The Green Party was founded in 1973 as PEOPLE (later renamed The Ecology Party in 1975) with ecological concerns at its heart. Its founders were inspired by The Limits to Growth, a 1972 book about the computer simulation of exponential economic and population growth with finite resource supplies. Ecologism is not a centrist approach, rather it challenges all of the assumptions of neo-liberal politics; the need for economic growth, centralised decision making, increasing consumption and global inequality.
Green issues can win us support from across the political spectrum. Many voters are worried about the countryside being concreted over with huge housing estates. They are fed up with seeing their towns grow without a corresponding investment in infrastructure. Issues such as climate change, world population and pollution are concerns for everyone regardless of political background.

We need to end the watering-down of the Green Party's ecologism and to re-assert The Limits to Growth in our party's philosophy.

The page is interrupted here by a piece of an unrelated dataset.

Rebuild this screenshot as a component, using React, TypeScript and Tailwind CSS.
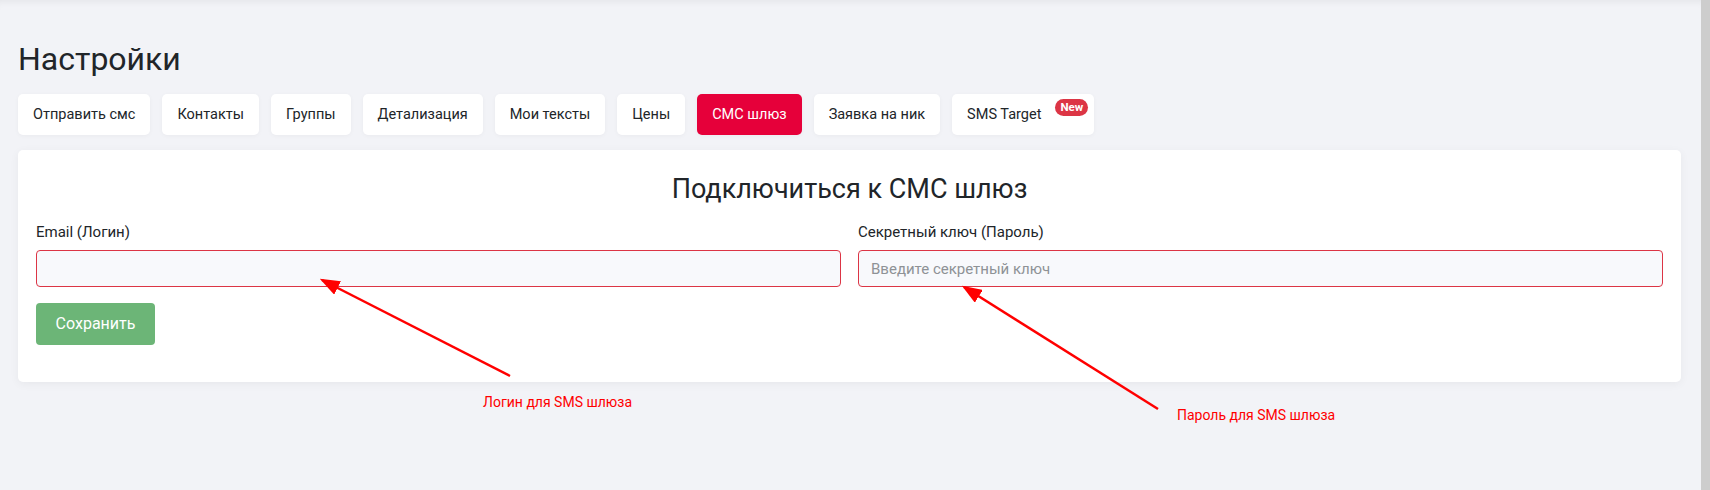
import { useState } from "react";

const tabs = [
  "Отправить смс",
  "Контакты",
  "Группы",
  "Детализация",
  "Мои тексты",
  "Цены",
  "СМС шлюз",
  "Заявка на ник",
  "SMS Target",
];

const font = "font-['Segoe_UI',Roboto,'Noto_Sans',sans-serif]";

const App = () => {
  const [active] = useState("СМС шлюз");
  const [email, setEmail] = useState("");
  const [secret, setSecret] = useState("");

  return (
    <div className={`min-h-screen flex bg-[#f2f3f7] text-[#212529] ${font}`}>
      <main className="relative flex-1 px-[18px] pt-[40px] shadow-[inset_0_7px_7px_-5px_rgba(0,0,0,0.06)]">
        <h1 className="text-[32px] leading-[38px] font-normal">Настройки</h1>

        {/* Tabs */}
        <div className="mt-[16px] flex gap-[12px]">
          {tabs.map((tab) => (
            <button
              key={tab}
              className={`h-[41px] flex items-center rounded-[5px] text-[14.5px] shadow-[0_1px_4px_rgba(0,0,0,0.04)] ${
                tab === "SMS Target" ? "pl-[15px] pr-[6px]" : "px-[15px]"
              } ${tab === active ? "bg-[#e6003a] text-white" : "bg-white text-[#212529]"}`}
            >
              {tab}
              {tab === "SMS Target" && (
                <span className="ml-[14px] -mt-[14px] h-[17px] px-[5px] rounded-full bg-[#dc3545] text-white text-[11.5px] font-bold leading-[17px]">
                  New
                </span>
              )}
            </button>
          ))}
        </div>

        {/* Card */}
        <div className="mt-[15px] mr-[2px] bg-white rounded-[5px] shadow-[0_2px_10px_rgba(0,0,0,0.05)] px-[18px] pt-[22px] pb-[37px]">
          <h3 className="text-center text-[27px] leading-[34px] font-normal">Подключиться к СМС шлюз</h3>

          <div className="mt-[15px] grid grid-cols-2 gap-x-[17px]">
            <div className="flex flex-col">
              <label className="text-[15px] leading-[22px]">Email (Логин)</label>
              <input
                value={email}
                onChange={(e) => setEmail(e.target.value)}
                className="mt-[7px] h-[37px] px-3 rounded-[4px] border border-[#dc3545] bg-[#f8f9fc] text-[15px] outline-none"
              />
            </div>
            <div className="flex flex-col">
              <label className="text-[15px] leading-[22px]">Секретный ключ (Пароль)</label>
              <input
                value={secret}
                onChange={(e) => setSecret(e.target.value)}
                placeholder="Введите секретный ключ"
                className="mt-[7px] h-[37px] px-3 rounded-[4px] border border-[#dc3545] bg-[#f8f9fc] text-[15px] outline-none placeholder:text-[#8e9296]"
              />
            </div>
          </div>

          <button className="mt-[16px] h-[42px] w-[119px] rounded-[4px] bg-[#6cb577] text-white text-[16px]">
            Сохранить
          </button>
        </div>

        {/* Annotations */}
        <svg className="absolute inset-0 w-full h-full pointer-events-none" xmlns="http://www.w3.org/2000/svg">
          <defs>
            <marker id="head" markerWidth="8" markerHeight="6" refX="7" refY="3" orient="auto" markerUnits="strokeWidth">
              <path d="M0,0 L8,3 L0,6 Z" fill="#ff0000" />
            </marker>
          </defs>
          <line x1="510" y1="376" x2="322" y2="280" stroke="#ff0000" strokeWidth="2.5" markerEnd="url(#head)" />
          <line x1="1158" y1="409" x2="964" y2="287" stroke="#ff0000" strokeWidth="2.5" markerEnd="url(#head)" />
        </svg>
        <span className="absolute left-[483px] top-[393px] text-[14px] leading-[19px] text-[#ff0000]">Логин для SMS шлюза</span>
        <span className="absolute left-[1177px] top-[406px] text-[14px] leading-[19px] text-[#ff0000]">Пароль для SMS шлюза</span>
      </main>
      <div className="w-[9px] bg-[#cdcdcd]" />
    </div>
  );
};

export default App;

Whoever is elected as the new Green Party leader or leaders needs to be rooted in ecologism. Yes the party is a broad church and can have within it watermelons, centrists, people here for the social events and so on. However the leader should be someone rooted in the core ethos of the movement, someone to take us in the right direction. Yes they also need to be media savvy but not to the extent of being someone who is presentable precisely because they don't believe in the party's values like Tony Blair was in relation to Labour.
It would also be a mistake to elect a watermelon leader whose aim is to slowly peel off their outer skin until all that remains is the red.

The next leader needs to be Green rather than Lib Dem or Corbyn lite. Otherwise the Green Party could well be on the road to nowhere.